- Location: Meram, Konya Province, Turkey
- Date: 30 July 2021
- Target: Kurdish family
- Attack type: mass shooting
- Deaths: 7
- Injured: 0

= 2021 Konya massacre =

Massacre in Turkey

The Konya massacre refers to the murder of seven members of a Kurdish family in the Meram district of Konya Province, Turkey, on 30 July 2021. The house where the family was living was set on fire.

== Background ==
The family moved to Konya from Kars Province and had lived for twenty-four years in Meram, Konya. The family was threatened before and attacked in front of their home in May 2021. In the attack in May, several family members needed medical assistance, one man received a wound on the head which required twenty stitches, another member of the family was stabbed, and a woman's arm was broken. According to an interview given by members of the family to Duvar, the attackers where close to the far-right Nationalist Movement Party (MHP) and threatened not to permit Kurds to live in the neighborhood.

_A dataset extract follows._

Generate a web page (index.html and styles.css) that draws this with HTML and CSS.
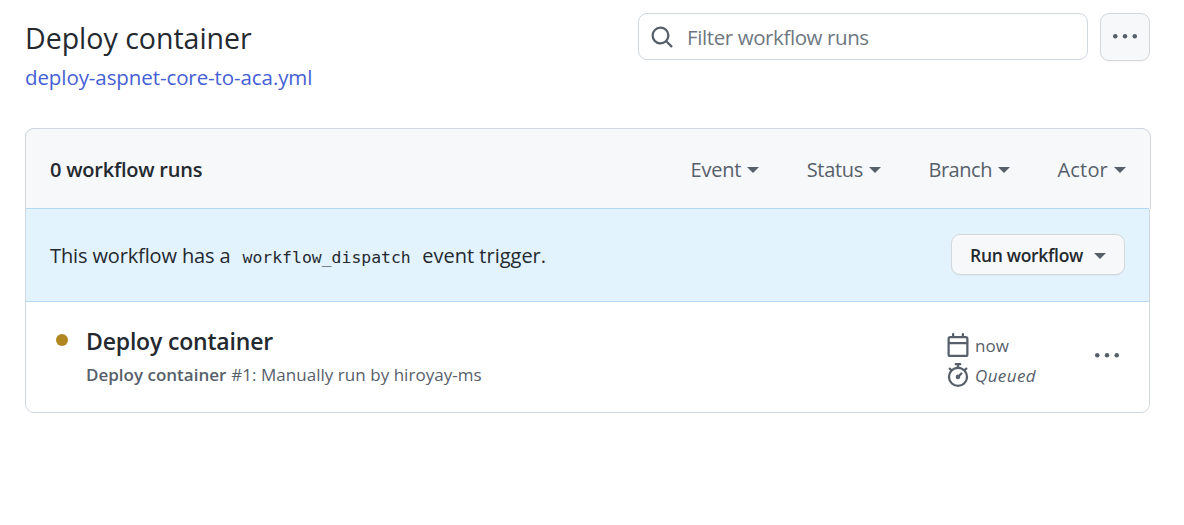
FILE: index.html
```html
<!DOCTYPE html>
<html lang="en">
<head>
<meta charset="utf-8">
<title>Deploy container</title>
<link rel="stylesheet" href="styles.css">
</head>
<body>
<main class="page">
  <header class="top">
    <div class="heading">
      <h1 class="title"><span>Deploy container</span></h1>
      <a class="file"><span>deploy-aspnet-core-to-aca.yml</span></a>
    </div>
    <div class="search">
      <svg class="icon" viewBox="0 0 16 16"><path d="M10.68 11.74a6 6 0 0 1-7.922-8.982 6 6 0 0 1 8.982 7.922l3.04 3.04a.749.749 0 0 1-.326 1.275.749.749 0 0 1-.734-.215ZM11.5 7a4.499 4.499 0 1 0-8.997 0A4.499 4.499 0 0 0 11.5 7Z"/></svg>
      <span class="placeholder">Filter workflow runs</span>
    </div>
    <div class="more">
      <svg class="icon" viewBox="0 0 16 16"><circle cx="1.5" cy="7.5" r="1.5"/><circle cx="8" cy="7.5" r="1.5"/><circle cx="14.5" cy="7.5" r="1.5"/></svg>
    </div>
  </header>

  <section class="card">
    <div class="card-head">
      <strong class="count">0 workflow runs</strong>
      <nav class="filters">
        <span class="filter"><span class="event">Event</span><i class="caret"></i></span>
        <span class="filter"><span class="status">Status</span><i class="caret"></i></span>
        <span class="filter"><span class="branch">Branch</span><i class="caret"></i></span>
        <span class="filter"><span class="actor">Actor</span><i class="caret"></i></span>
      </nav>
    </div>
    <div class="dispatch">
      <div class="message"><span class="lead">This workflow has a</span><code class="code">workflow_dispatch</code><span class="tail">event trigger.</span></div>
      <div class="run-button"><span>Run workflow</span><i class="caret"></i></div>
    </div>
    <div class="run">
      <i class="dot"></i>
      <div class="run-info">
        <div class="run-title"><span>Deploy container</span></div>
        <div class="run-sub"><b class="run-name">Deploy container</b><span class="run-desc">#1: Manually run by hiroyay-ms</span></div>
      </div>
      <div class="meta">
        <div class="meta-row">
          <svg class="icon" viewBox="0 0 16 16"><path d="M4.75 0a.75.75 0 0 1 .75.75V2h5V.75a.75.75 0 0 1 1.5 0V2h1.25c.966 0 1.75.784 1.75 1.75v10.5A1.75 1.75 0 0 1 13.25 16H2.75A1.75 1.75 0 0 1 1 14.25V3.75C1 2.784 1.784 2 2.75 2H4V.75A.75.75 0 0 1 4.75 0ZM2.5 7.5v6.75c0 .138.112.25.25.25h10.5a.25.25 0 0 0 .25-.25V7.5Zm10.75-4H2.75a.25.25 0 0 0-.25.25V6h11V3.75a.25.25 0 0 0-.25-.25Z"/></svg>
          <span class="now">now</span>
        </div>
        <div class="meta-row">
          <svg class="icon" viewBox="0 0 16 16"><path d="M5.75.75A.75.75 0 0 1 6.5 0h3a.75.75 0 0 1 0 1.5h-.75v1l-.001.041a6.724 6.724 0 0 1 3.464 1.435l.007-.006.75-.75a.749.749 0 0 1 1.275.326.749.749 0 0 1-.215.734l-.75.75-.006.007a6.75 6.75 0 1 1-10.548 0L2.72 5.03l-.75-.75a.751.751 0 0 1 .018-1.042.751.751 0 0 1 1.042-.018l.75.75.007.006A6.72 6.72 0 0 1 7.25 2.541V1.5H6.5a.75.75 0 0 1-.75-.75ZM8 14.5a5.25 5.25 0 1 0 0-10.5 5.25 5.25 0 0 0 0 10.5Zm.389-6.7 1.33-1.33a.75.75 0 1 1 1.061 1.06L9.45 8.861A1.503 1.503 0 0 1 8 10.75a1.499 1.499 0 1 1 .389-2.95Z"/></svg>
          <em class="queued">Queued</em>
        </div>
      </div>
      <svg class="icon run-more" viewBox="0 0 16 16"><circle cx="1.5" cy="7.5" r="1.5"/><circle cx="8" cy="7.5" r="1.5"/><circle cx="14.5" cy="7.5" r="1.5"/></svg>
    </div>
  </section>
</main>
</body>
</html>
```
FILE: styles.css
```css
* { box-sizing: border-box; }
body {
  margin: 0;
  background: #fff;
  color: #24292f;
  font-family: "Open Sans", "Noto Sans", sans-serif;
  font-size: 20px;
  white-space: nowrap;
}
.page { padding: 13px 34px 0 25px; }
.icon { display: block; flex: none; width: 24px; height: 24px; fill: #57606a; }
.caret {
  flex: none;
  border: 6px solid transparent;
  border-top-color: #57606a;
  border-bottom: 0;
}

.top { display: flex; align-items: flex-start; height: 115px; }
.heading { width: 613px; }
.title { margin: 0; font-size: 28.5px; font-weight: 400; line-height: 50px; }
.file { display: block; color: #4560d4; font-size: 20.5px; letter-spacing: -.09px; line-height: 28px; }
.search {
  display: flex;
  align-items: center;
  gap: 13px;
  width: 450px;
  height: 47px;
  padding-left: 11px;
  border: 1px solid #d0d7de;
  border-radius: 9px;
}
.placeholder { padding-top: 1px; color: #6e7781; font-size: 20.5px; letter-spacing: -.4px; }
.more {
  display: flex;
  align-items: center;
  justify-content: center;
  width: 50px;
  height: 48px;
  margin-left: 12px;
  border: 1px solid #d5d8da;
  border-radius: 9px;
  background: #f6f8fa;
  box-shadow: 0 1px 0 rgba(27, 31, 36, .04);
}

.card {
  width: 1125px;
  height: 285px;
  border: 1px solid #d0d7de;
  border-radius: 9px;
}
.card-head {
  display: flex;
  align-items: center;
  justify-content: space-between;
  width: 1126px;
  height: 81px;
  margin: -1px 0 0 -1px;
  padding: 1px 24px 0 24px;
  border: 1px solid #d0d7de;
  border-bottom: 0;
  border-radius: 9px 9px 0 0;
  background: #f6f8fa;
}
.count { font-weight: 600; letter-spacing: -.22px; }
.filters { display: flex; gap: 47.4px; color: #57606a; }
.filter { display: flex; align-items: center; gap: 6px; }
.filter .caret { margin-top: 1px; }
.event { letter-spacing: -.2px; }
.status { letter-spacing: -.3px; }
.branch { letter-spacing: -.45px; }
.actor { letter-spacing: .2px; }
.dispatch {
  display: flex;
  align-items: center;
  justify-content: space-between;
  height: 94px;
  margin-top: -1px;
  padding: 0 24px;
  border: solid #b6d9f8;
  border-width: 1px 0;
  background: #e2f3fe;
}
.message { display: flex; align-items: baseline; }
.lead { letter-spacing: -.13px; }
.code { margin: 0 11.5px 0 12px; font-family: "DejaVu Sans Mono", monospace; font-size: 16.45px; }
.run-button {
  display: flex;
  align-items: center;
  gap: 11px;
  width: 174px;
  height: 41px;
  margin-bottom: 1px;
  padding: 1px 0 0 18px;
  border: 1px solid #d5d8da;
  border-radius: 9px;
  background: #f6f8fa;
  box-shadow: 0 1px 0 rgba(27, 31, 36, .04);
  font-size: 17.5px;
  font-weight: 600;
  letter-spacing: -.3px;
}
.run-button .caret { margin-top: 2px; }
.run { display: flex; align-items: flex-start; padding: 21px 30px 0; }
.dot { width: 12px; height: 12px; margin-top: 11px; border-radius: 50%; background: #b08620; }
.run-info { width: 860px; margin-left: 18px; }
.run-title { font-size: 23px; font-weight: 600; letter-spacing: -.18px; line-height: 36px; }
.run-sub { display: flex; gap: 5px; padding-top: 1px; color: #57606a; font-size: 17px; line-height: 30px; }
.run-name { font-weight: 600; }
.run-desc { letter-spacing: .03px; }
.meta { width: 149px; padding-top: 10px; color: #57606a; font-size: 17px; }
.meta-row { display: flex; align-items: center; gap: 5px; height: 24px; margin-bottom: 6px; line-height: 24px; }
.now { padding-top: 2px; }
.queued { padding-top: 1px; letter-spacing: .4px; }
.run-more { margin-top: 21px; }
```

Several people were apprehended following the attack, but the judge ruled for their release.

== Massacre ==
On 30 July 2021, a man entered the premises of the property of the Dedeoğulları family, then first spoke to them and later shot them. Video surveillance shows the murderer attempting to set the house ablaze, getting into his car and driving away afterwards. Four of the victims were women, three men.

== Investigation ==
The investigation centered on Mehmet Altun, aged 33, as the murderer, who was apprehended on 4 August 2021. The same day, ten of the fourteen detained members of Altuns family were arrested. Four others were released but prohibited to travel abroad. According to Bianet Mehmet Altun has admitted to have killed the family members. He has also admitted to have attempted to set the house ablaze, in order to erase the recordings of the security camera. Twenty-one bullets were found in the bodies of the family. Six members of the family died of shots in the head while one died of a bullet in the neck. Against a journalist reporting on the murders for JinNews, an investigation was initiated due to her social media posts.

== Reactions ==
There are different perceptions of the murders. While the Turkish Government states there was no racism involved, pro-Kurdish politicians and also the Kurdish media speak of a racist attack. The Turkish Minister of the Interior Süleyman Soylu and other Turkish officials denied an ethnic motive behind the murders and blamed it on a decade old feud between two families. They stated such accusation were a "provocation to the country's unity". Mithat Sancar of the pro-Kurdish Peoples' Democratic Party (HDP) accused the Government led by the Justice and Development Party for creating the environment for such racist attacks. An angered member of a Kurdish-Islamic organization known as "Kurdistan Islamic Society" released a statement heavily condemning the murder.

A journalist of the Mezapotamya Agency who was covering the massacre, was accused of writing a "pro-terrorist story" by a Konya-based newspaper. Coalition for Women in Journalism (CFWIJ) condemned the targeting of the journalist, also stating it is a pro-government newspaper outlet.